A peer-to-peer file-sharing service made for our Computer Networking final project.

Compiles with included Makefile - just use make. Creates an executable named p2p that takes no command line arguments that listens on port 8080.

Peer-to-peer structure

This peer-to-peer file-sharing service is designed for use amongst a relatively small set of distinct hosts that are all known to each other. Hypothetically, the number of hosts in participating in the service is limited only by the number of sockets allowed to a process, since each client is connected to every other server running the program. A client can only request files from a set of hosts whose IP addresses are known before starting the program. Since the service does not restrict which files a client can request, this is a necessary security feature to prevent a malicious client from taking sensitive information from arbitrary servers.

Concurrency

Each instance of our peer-to-peer file-sharing service running on a single host has five threads: two client threads, two server threads, and a main thread that spawns the other four threads and cleans up when they exit. The division of these threads allow hosts to send and receive files concurrently, as well as to connect to newly-active hosts while performing other tasks.

Client threads

There are two client threads: a connector thread and a requester thread. The division of the client into a connector thread and a requester thread allows the client to connect to all available servers and simultaneously make requests to all of them.

The connector thread repeated loops over a list of known hosts that may be running the program, attempting to establish connections with their servers. When a connection is made, the connector thread saves the socket file descriptor associated with the connection in client_fd_list, a shared vector with the requester thread. The connector thread continues to loop even after all active hosts have established connections because 1) more hosts may join the network at any time and 2) a host may drop out of the network and come back at any time, and we want the connector thread to be able to re-establish a connection.
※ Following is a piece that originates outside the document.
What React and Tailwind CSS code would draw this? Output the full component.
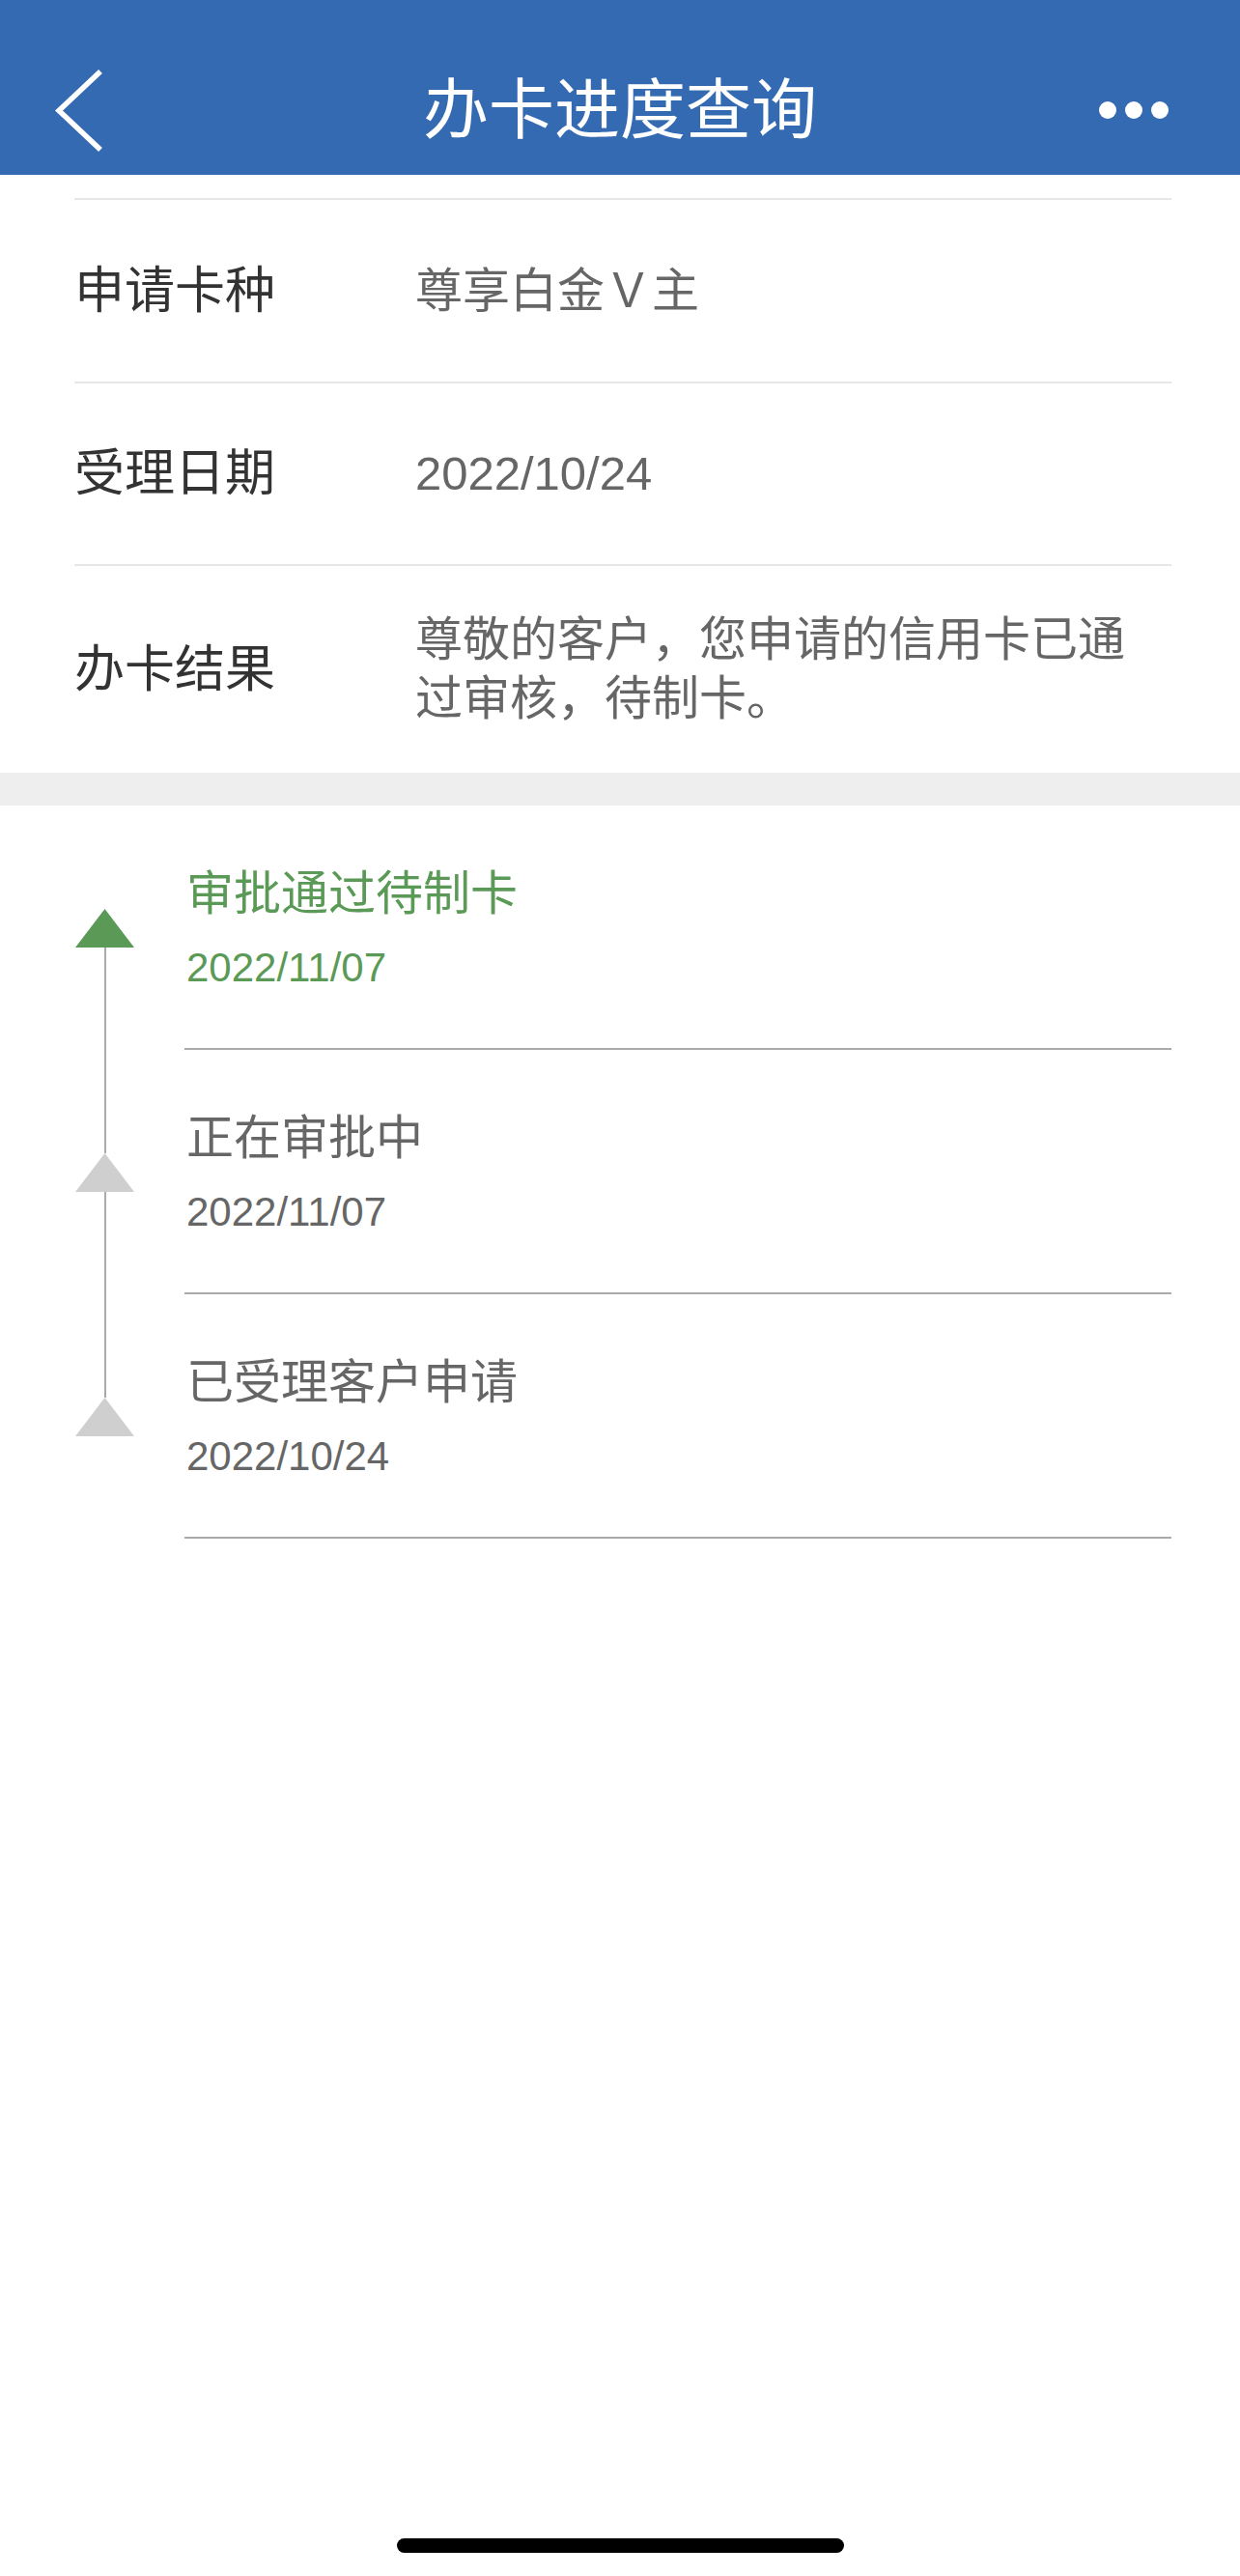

The requester thread waits for the human user to input a file to request from the other servers. It then determines which of the other servers have the file and sends requests for chunks of the file to the other servers until it has received the entire file. The user can then request more files.

The separation of these threads allows for a client to connect to servers concurrently with waiting for user input or requesting files from other servers. Both threads use select() to add additional concurrency. The connector thread uses select() to establish a timeout period for its connect() calls, which ensures that the thread can attempt to connect to other hosts if it encounters one that is unresponsive. The requester thread uses select() so that it can wait for input from multiple servers concurrently.

Server threads

There are two server threads: a listener thread and a reader thread. The division of the server into a listener and a reader thread allows the server to service requests from multiple different clients.

The listener thread sets up a listening port (port 8080) and just waits for clients to make connections. When a new connection comes in, the listener thread accepts it and puts the socket file descriptor for it in an fd_set server_read_fds and a vector server_fd_list. It then returns to listening for a new connection. This thread uses select() to establish a timeout period for its accept() calls. This is necessary to ensure that the listener thread is responsive to messages from the other threads indicating that the program has quit and the thread should end.

The reader thread uses the server_read_fds fd_set to repeatedly call select() on all of the server's open connections. When it receives a request from a client, it determines what part of what file is being requested and sends it back to the requesting client. This use of select() allows the server to fulfill the requests of multiple different clients concurrently.

Protocol and Messages

Our file-sharing service uses two main message structures and, within each, several types of messages. Clients send messages with the clientMessage structure and servers send messages with the serverMessage structure. Since clients never communicate with other clients and servers never communicate with other servers, clients can always expect to receive information in a serverMessage format and servers can always expect to receive information in a clientMessage format. We describe the structure of the client and server messages, as well as the types of information they each carry, below.

Both clientMessage and serverMessage have fixed sizes. clientMessage has a size of 137 bytes, most of which is allocated for the filename. serverMessage has a size of 1046 bytes. Most of these bytes (1KB) are allocated for data being sent in response to client data requests. A small number of serverMessage messages - specifically, file existence queries and data responses containing data from the very end of a file - may leave a large amount of this space unused. However, the majority of serverMessage packets will use all of the data, since most files are significantly larger than 1KB. Thus, the overhead of having unused space due to the fixed size of packets is amortized over the large number of packets that do use all of the space.

Client messages

A clientMessage struct has the following fields.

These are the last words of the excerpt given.